I have no idea what caused this problem. Maybe there
was really somewhere else where this configuration was supposed to happen. Maybe
somehow this file got deleted and automatically re-created without this line. Maybe
it was something else I had done, or maybe I’d tripped over a Debian bug. But
regardless, this kind of problem reinforces the point that this is an embedded box
and that it’s all too easy to shoot yourself in the foot and get locked out of your own system.
So where does the NSLU2 community go from here? Eventually, the open-source
Ethernet driver will find its way into the standard Debian tree and NSLU2 support in
the Debian tree will mature. At this point, as the Debian tree advances with the
latest applications and Linux kernel, NSLU2 users will be able to easily follow
along. And the specialized NSLU2 firmware distros such as OpenSlug and UcSlugc will also
mature for those users with specialized needs. Work is also underway on a new bootloader that will
give some additional capabilities such as a network boot and booting off new filesystems.
But one question remains: How long will Linksys produce the NSLU2? If
the supply dries up, it will be hard for new people to get involved and for the
community to continue thriving. The device has already been on the market without
change for over two and a half years. This is a long time in the fast-changing
consumer-electronics market and I can’t help but think that the enthusiasm shown by the community is a factor in keeping it around.

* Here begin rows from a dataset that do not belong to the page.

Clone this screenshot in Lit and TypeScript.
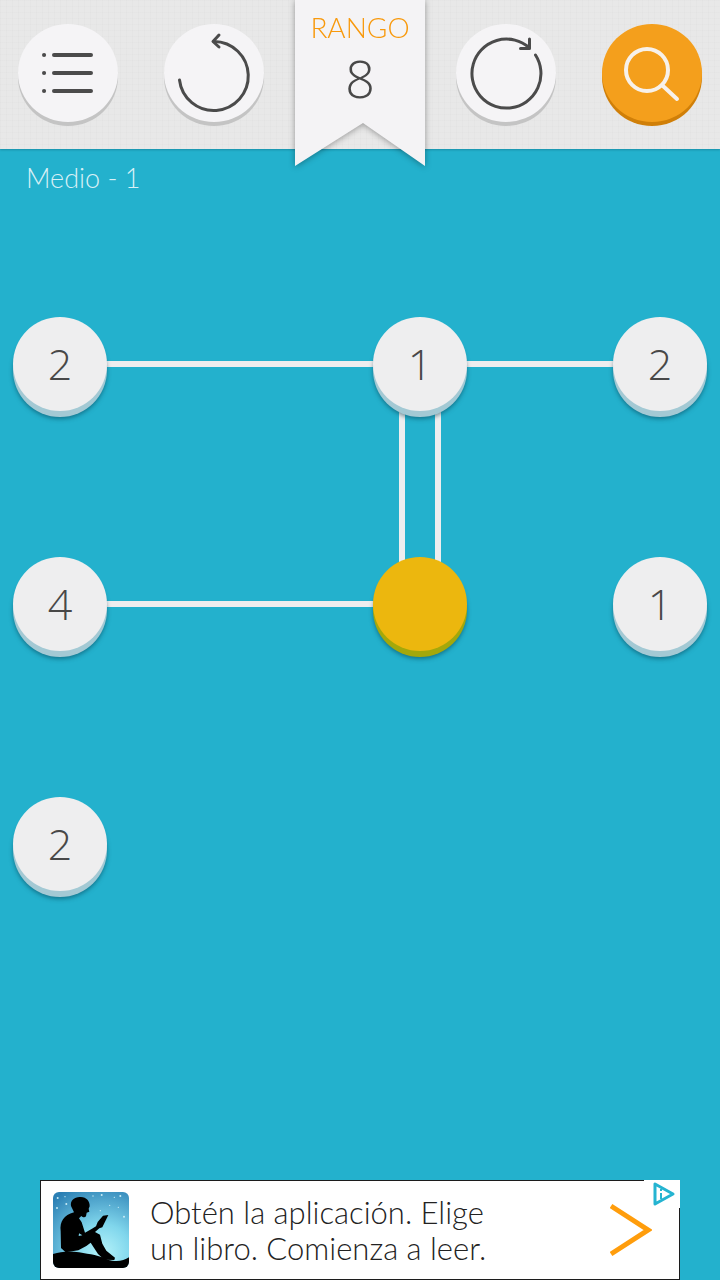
import { LitElement, html, css, svg, nothing } from "lit";
import { customElement, property, state } from "lit/decorators.js";
import { classMap } from "lit/directives/class-map.js";
import { styleMap } from "lit/directives/style-map.js";

interface GameNode {
  col: number;
  row: number;
  left: number;
}

interface Bridge {
  from: [number, number];
  to: [number, number];
  double?: boolean;
}

const NODES: GameNode[] = [
  { col: 0, row: 0, left: 2 },
  { col: 3, row: 0, left: 1 },
  { col: 5, row: 0, left: 2 },
  { col: 0, row: 1, left: 4 },
  { col: 3, row: 1, left: 0 },
  { col: 5, row: 1, left: 1 },
  { col: 0, row: 2, left: 2 },
];

const BRIDGES: Bridge[] = [
  { from: [0, 0], to: [3, 0] },
  { from: [3, 0], to: [5, 0] },
  { from: [0, 1], to: [3, 1] },
  { from: [3, 0], to: [3, 1], double: true },
];

@customElement("round-button")
class RoundButton extends LitElement {
  @property() label = "";
  @property({ type: Boolean, reflect: true }) accent = false;

  static styles = css`
    :host {
      display: block;
    }
    .button {
      display: block;
      width: 100px;
      height: 98px;
      padding: 0;
      border: 0;
      border-radius: 50%;
      background: #f5f4f6;
      color: #4b4b4b;
      box-shadow: 0 4px 0 #c4c4c4;
      cursor: pointer;
    }
    :host([accent]) .button {
      background: #f49f1c;
      color: #f7f1ea;
      box-shadow: 0 4px 0 #d07f08;
    }
  `;

  render() {
    return html`<button class="button" type="button" aria-label=${this.label}><slot></slot></button>`;
  }
}

@customElement("game-board")
class GameBoard extends LitElement {
  @state() private nodes = NODES;

  static styles = css`
    /* Every cell is split in two tracks, so bridges run from centre to centre. */
    .board {
      display: grid;
      grid-template-columns: repeat(12, 1fr);
      grid-auto-rows: 60px;
    }
    .node {
      place-self: center;
      z-index: 1;
      width: 94px;
      height: 94px;
      padding: 0;
      border: 0;
      border-radius: 50%;
      background: #eeeeef;
      color: #484848;
      font: 300 43px/92px "Open Sans", sans-serif;
      box-shadow: 0 6px 0 #a3c9d4, 0 8px 4px rgba(0, 60, 80, 0.5);
      cursor: pointer;
    }
    .done {
      background: #ecb70e;
      box-shadow: 0 6px 0 #a3a80b, 0 8px 4px rgba(0, 60, 80, 0.5);
    }
    .across {
      align-self: center;
      height: 6px;
      background: #eeeeef;
    }
    .down {
      justify-self: center;
      box-sizing: border-box;
      width: 6px;
      background: #eeeeef;
    }
    .double {
      width: 42px;
      background: none;
      border: solid #eeeeef;
      border-width: 0 6px;
    }
  `;

  private bridge({ from, to, double = false }: Bridge) {
    const across = from[1] === to[1];
    const area = across
      ? `${from[1] * 4 + 1} / ${from[0] * 2 + 2} / span 2 / ${to[0] * 2 + 2}`
      : `${from[1] * 4 + 2} / ${from[0] * 2 + 1} / ${to[1] * 4 + 2} / span 2`;
    return html`<span
      class=${classMap({ across, down: !across, double })}
      style=${styleMap({ gridArea: area })}
    ></span>`;
  }

  render() {
    return html`<div class="board">
      ${BRIDGES.map((b) => this.bridge(b))}
      ${this.nodes.map(
        (n) => html`<button
          type="button"
          class=${classMap({ node: true, done: n.left === 0 })}
          style=${styleMap({ gridArea: `${n.row * 4 + 1} / ${n.col * 2 + 1} / span 2 / span 2` })}
          aria-label=${n.left === 0 ? "Completo" : nothing}
        >${n.left || nothing}</button>`
      )}
    </div>`;
  }
}

@customElement("ad-banner")
class AdBanner extends LitElement {
  static styles = css`
    :host {
      display: block;
      position: relative;
      width: 100%;
      max-width: 640px;
    }
    .ad {
      box-sizing: border-box;
      display: flex;
      align-items: center;
      min-height: 100px;
      padding: 0 27px 0 12px;
      border: 1px solid #1c1c1c;
      background: #fff;
      color: #222;
      text-decoration: none;
      font: 300 31px/36px Lato, sans-serif;
    }
    .icon {
      flex: none;
      margin-right: 21px;
    }
    .copy {
      flex: 1;
    }
    .choices {
      position: absolute;
      top: 0;
      right: 0;
      width: 36px;
      height: 28px;
      background: #fff;
    }
    svg {
      display: block;
    }
  `;

  render() {
    const stars = [
      [14, 18, 3], [40, 36, 3], [12, 48, 3], [36, 14, 2], [146, 9, 3], [184, 16, 2],
      [202, 12, 3], [213, 74, 3], [196, 46, 2], [142, 56, 2], [170, 40, 2], [120, 12, 2],
    ];
    return html`
      <a class="ad" href="#">
        <svg class="icon" width="76" height="76" viewBox="0 0 228 228" aria-hidden="true">
          <defs>
            <radialGradient id="sky" cx="0.65" cy="0.8" r="0.95">
              <stop offset="0" stop-color="#b5f3fa" />
              <stop offset="0.4" stop-color="#80d6ec" />
              <stop offset="1" stop-color="#2b7fb4" />
            </radialGradient>
            <clipPath id="tile"><rect width="228" height="228" rx="18" /></clipPath>
          </defs>
          <g clip-path="url(#tile)">
            <rect width="228" height="228" fill="url(#sky)" />
            ${stars.map(([x, y, r]) => svg`<circle cx=${x} cy=${y} r=${r} fill="#c9ecf7" />`)}
            <path d="M0 186C25 178 50 176 78 181C112 187 140 190 164 203C190 211 212 207 228 196V228H0Z" />
            <path d="M54 42C51 26 64 15 80 15C99 13 111 27 110 43L107 50L109 59L101 62L99 73C95 78 89 76 85 72L78 79L86 91L96 122L117 110L129 103L134 90L150 71L166 69L148 106L139 109L126 120L141 128L148 155L160 176L186 197L184 204L154 203L135 186L113 152L100 162L76 175L38 181L24 168L23 118C20 88 32 70 63 61Z" />
            <path d="M78 124L88 130L77 132Z" fill="#7bd3ea" />
          </g>
        </svg>
        <span class="copy">Obtén la aplicación. Elige<br />un libro. Comienza a leer.</span>
        <svg width="42" height="54" viewBox="0 0 42 54" aria-hidden="true">
          <path d="M1 3L38 27L1 51" fill="none" stroke="#ff9d0c" stroke-width="5" />
        </svg>
      </a>
      <a class="choices" href="#" aria-label="Opciones de anuncios">
        <svg width="36" height="28" viewBox="0 0 36 28" fill="none" stroke="#25b4d1" aria-hidden="true">
          <path d="M11 4V24L29 14Z" stroke-width="3" stroke-linejoin="round" />
          <path d="M17 9V11M17 13V19" stroke-width="2" />
        </svg>
      </a>
    `;
  }
}

@customElement("app-root")
class AppRoot extends LitElement {
  static styles = css`
    :host {
      display: flex;
      flex-direction: column;
      min-height: 100vh;
      background: #23b1cd;
      font-family: Lato, sans-serif;
      font-weight: 300;
    }
    .bar {
      display: grid;
      grid-template-columns: repeat(5, 100px);
      justify-content: space-between;
      align-items: start;
      box-sizing: border-box;
      height: 149px;
      padding: 0 18px;
      background:
        repeating-linear-gradient(90deg, rgba(0, 0, 0, 0.01) 0 1px, transparent 1px 6px),
        repeating-linear-gradient(rgba(0, 0, 0, 0.01) 0 1px, transparent 1px 6px),
        #e8e8e8;
      box-shadow: 0 1px 2px rgba(0, 60, 80, 0.3);
    }
    round-button {
      margin-top: 24px;
    }
    .ribbon {
      display: grid;
      justify-self: center;
      width: 130px;
      text-align: center;
      filter: drop-shadow(0 1px 3px rgba(0, 0, 0, 0.35));
    }
    .ribbon > * {
      grid-area: 1 / 1;
    }
    .rank {
      display: flex;
      flex-direction: column;
      padding-top: 11px;
    }
    .caption {
      color: #f8990c;
      font-size: 28px;
      line-height: 32px;
    }
    .value {
      color: #484848;
      font-family: "Open Sans", sans-serif;
      font-size: 52px;
      line-height: 70px;
    }
    .level {
      margin: 0;
      padding: 13px 26px 0;
      color: #d8f0f6;
      font-size: 27px;
      font-weight: 300;
      line-height: 32px;
    }
    game-board {
      flex: 1;
      padding-top: 110px;
    }
    ad-banner {
      align-self: center;
    }
    svg {
      display: block;
    }
  `;

  render() {
    return html`
      <header class="bar">
        <round-button label="Menú">
          <svg width="100" height="98" viewBox="0 0 100 98" fill="none" stroke="currentColor" stroke-width="4" stroke-linecap="round">
            <path d="M36 31H73M36 49H73M36 67H73" />
            <path d="M26 31H26.1M26 49H26.1M26 67H26.1" />
          </svg>
        </round-button>
        <round-button label="Deshacer">
          <svg width="100" height="98" viewBox="0 0 100 98" fill="none" stroke="currentColor" stroke-width="3" stroke-linecap="round" stroke-linejoin="round">
            <path d="M15.500 56A34.500 34.500 0 1 0 50 17.500" />
            <path d="M55 11L49 17.500L55 23" />
          </svg>
        </round-button>
        <div class="ribbon">
          <svg width="130" height="166" viewBox="0 0 130 166" aria-hidden="true">
            <path d="M0 0H130V166L68 123L0 166Z" fill="#f4f3f5" />
          </svg>
          <div class="rank">
            <span class="caption">RANGO</span>
            <span class="value">8</span>
          </div>
        </div>
        <round-button label="Reiniciar">
          <svg width="100" height="98" viewBox="0 0 100 98" fill="none" stroke="currentColor" stroke-width="3" stroke-linecap="round" stroke-linejoin="round">
            <path d="M79.500 31A34.500 34.500 0 1 1 73 23.500" />
            <path d="M73.500 15V24.500H64.500" />
          </svg>
        </round-button>
        <round-button label="Buscar" accent>
          <svg width="100" height="98" viewBox="0 0 100 98" fill="none" stroke="currentColor" stroke-width="4" stroke-linecap="round">
            <circle cx="45" cy="46" r="21" />
            <path d="M61 62L75 75" />
          </svg>
        </round-button>
      </header>
      <h1 class="level">Medio - 1</h1>
      <game-board></game-board>
      <ad-banner></ad-banner>
    `;
  }
}
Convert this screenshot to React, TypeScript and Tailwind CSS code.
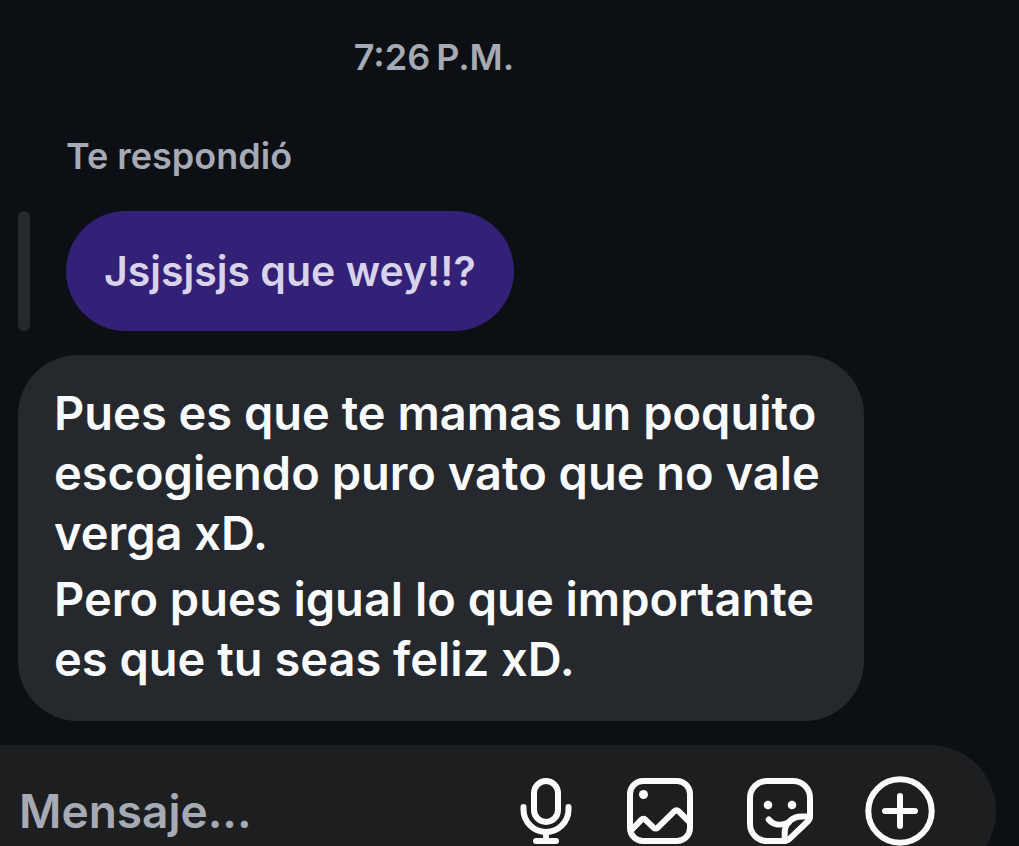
import type { ReactNode } from 'react'

interface ComposerAction {
  label: string
  icon: ReactNode
}

const message = [
  'Pues es que te mamas un poquito escogiendo puro vato que no vale verga xD.',
  'Pero pues igual lo que importante es que tu seas feliz xD.',
]

const Icon = ({ children }: { children: ReactNode }) => (
  <svg
    viewBox="0 0 72 72"
    className="block size-[72px]"
    fill="none"
    stroke="currentColor"
    strokeWidth="6"
    strokeLinecap="round"
    strokeLinejoin="round"
    aria-hidden="true"
  >
    {children}
  </svg>
)

const actions: ComposerAction[] = [
  {
    label: 'Mensaje de voz',
    icon: (
      <Icon>
        <rect x="30" y="6" width="24" height="41" rx="12" />
        <path d="M19.5 32v2.5a22.5 22.5 0 0 0 45 0V32" />
        <path d="M42 57v9M32 66h20" />
      </Icon>
    ),
  },
  {
    label: 'Galería',
    icon: (
      <Icon>
        <rect x="6" y="6" width="60" height="60" rx="13" />
        <circle cx="19.5" cy="19.5" r="4.5" fill="currentColor" stroke="none" />
        <path
          d="M7 55.5 17.5 44.6a2.6 2.6 0 0 1 3.8 0l8.5 8.2a2.6 2.6 0 0 0 3.7 0l17-16.6a2.8 2.8 0 0 1 4 0L66 47.5"
          strokeLinecap="butt"
        />
      </Icon>
    ),
  },
  {
    label: 'Stickers',
    icon: (
      <Icon>
        <path d="M66 42V23A17 17 0 0 0 49 6H23A17 17 0 0 0 6 23v26a17 17 0 0 0 17 17h18c1.6 0 3-.6 4.2-1.8L64.2 46c1.2-1.1 1.8-2.5 1.8-4Z" />
        <path d="M66 41.5h-8c-10 0-17.3 7-17.3 16V66" />
        <path d="M24.7 44.5c4.6 5.6 12.3 6.6 20 3" />
        <circle cx="24" cy="30" r="4.3" fill="currentColor" stroke="none" />
        <circle cx="48" cy="30" r="4.3" fill="currentColor" stroke="none" />
      </Icon>
    ),
  },
  {
    label: 'Más opciones',
    icon: (
      <Icon>
        <circle cx="36" cy="36" r="31.7" />
        <path d="M36 21v30M21 36h30" />
      </Icon>
    ),
  },
]

const Composer = () => (
  <form
    className="mr-[23px] flex h-[132px] shrink-0 items-center gap-12 rounded-r-full bg-[#1d1e20] pl-[19px] pr-[60px]"
    onSubmit={(e) => e.preventDefault()}
  >
    <input
      type="text"
      aria-label="Mensaje"
      placeholder="Mensaje..."
      className="min-w-0 flex-1 bg-transparent text-[46px] leading-[60px] text-[#f9fafb] outline-none placeholder:text-[#a5aab5]"
    />
    {actions.map((action) => (
      <button key={action.label} type="button" aria-label={action.label} className="shrink-0 text-[#f9fafb]">
        {action.icon}
      </button>
    ))}
  </form>
)

export default function App() {
  return (
    <div className="flex h-screen flex-col overflow-hidden bg-[#0c0f14] font-['Inter',sans-serif] font-semibold">
      <main className="flex shrink-0 flex-col items-start pb-6 pl-[18px] pr-[155px] pt-8">
        <time className="w-full pr-3.5 text-center text-[36px] leading-[50px] text-[#a5aab5]">7:26&#8239;P.M.</time>

        {/* Quoted message */}
        <p className="ml-12 mt-[49px] text-[36px] leading-[50px] text-[#a5aab5]">Te respondió</p>
        <div className="mt-[30px] flex gap-9">
          <div className="w-3 rounded-full bg-[#25282d]" />
          <p className="rounded-full bg-[#322177] px-[38px] py-[30px] text-[41px] leading-[60px] text-[#d8d2ea]">
            Jsjsjsjs que wey!!?
          </p>
        </div>

        {/* Reply */}
        <div className="mt-6 flex w-full max-w-[846px] flex-col gap-1.5 rounded-[60px] bg-[#25282d] pb-8 pl-9 pr-7 pt-7 text-[47px] leading-[60px] text-[#f9fafb]">
          {message.map((paragraph) => (
            <p key={paragraph}>{paragraph}</p>
          ))}
        </div>
      </main>

      <Composer />
    </div>
  )
}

But in case Linksys finally does decide
to drop the "slug", the NSLU2 community has also been supporting additional, similar
devices, such as the Synology DS101, Iomega NAS100d, D-Link DSMG600, and other Intel ixp4xx-based devices. And maybe one of these days Linksys will finally get around to releasing an updated version of the NSLU2. And when they do, I have no doubt that there will be willing cadre of developers waiting.